Tuesday, March 10, 2015

The Pelvic Basin:

The pelvic is a basin.  If you like to elk hunt, and you stand on a ridge in the high country of the Rockies, you can look into a basin full of elk, yet can't see them until they move!

The pelvis consists of three major bones; two called the ilium and the central bone called the sacrum. Working together the three large bones provide a container for the internal organs and viscera. The core muscle, the psoas, moves through the pelvic basin creating a dynamic and supple support for the internal organs. The iliacus muscle, sharing a tendon with the psoas at the lesser trochanter, fans up and opens, lining the inside of each ilium. It is the iliacus muscle that helps shape the inner bowl of the basin.

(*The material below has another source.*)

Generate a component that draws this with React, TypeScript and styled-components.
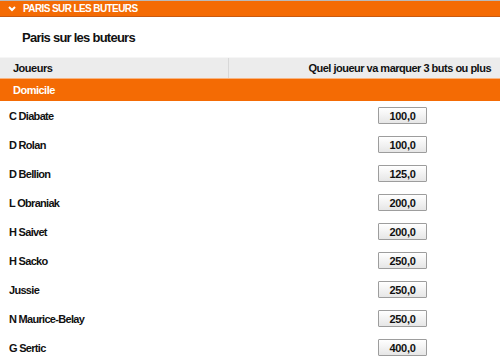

The muscles attaching from the sacrum to the femurs and from the sacrum to the front of the pelvic basin (the pubis) form the bottom diaphragm of the free-swinging pelvic basin.
The sacrum, in the center of the pelvic, is the keystone and the base of the spinal column, plays the integrating role in all three systems. Suspended between the two iliums it is the sacrum's igniting fluid motion of flexion and extension that brings the two openings (mouth and anus) together. 
The sacroiliac joints (SI Joints) are not skeletally articulated, but consist of a web of ligaments that weave the three bones together. As ligaments they are strong, maintaining "range-of-motion" within the joint, have limited rotational ability and do not respond positively to torquing! Only during the birthing process for females as a result of specific hormones released into the bloodstream, do the SI joint ligaments intentionally soften and become pliable in preparation for forming the birth canal.
Major proprioceptive neuro-receptors, responsible for coordinating alignment, balance and orientation, are imbedded within the SI joint ligaments. Sensitive and responsive to our continually changing relationship with the earth's gravitational forces, these neuro-receptors constantly register and respond to physical and mental, and emotional information. 
Proprioceptors are electrical in nature. When stressed they can become overloaded. Just as an electrical fuse blows when power surges, so the human electrical system can short circuit when overwhelmed! What is commonly referred to as 'blowing out' the SI joints, is the result of excessive stress on the perceptive pelvic attachments. 
Stressed pelvic proprioceptors do not fire properly and "cannot" send valid information through the spine to the brain via the central nervous system. No matter what the origin, stress has the power to pull the pelvic keystone out of its integral position. Cranial receptors located in the head/neck take over for the insufficiency of pelvic receptors by backing-up the pelvic proprioceptive system. 
It's interesting that grinding teeth is a proprioceptive method for regaining balance, coordination and positioning while maintaining the essential flow of synovial fluid throughout the central nervous system. Any tension within the pelvis will be reflected in the jaw and visa versa. Dental surgery, orthodontic apparatuses and accidents affecting the face, jaw and head will alter the coherent relationship between cranium and sacrum.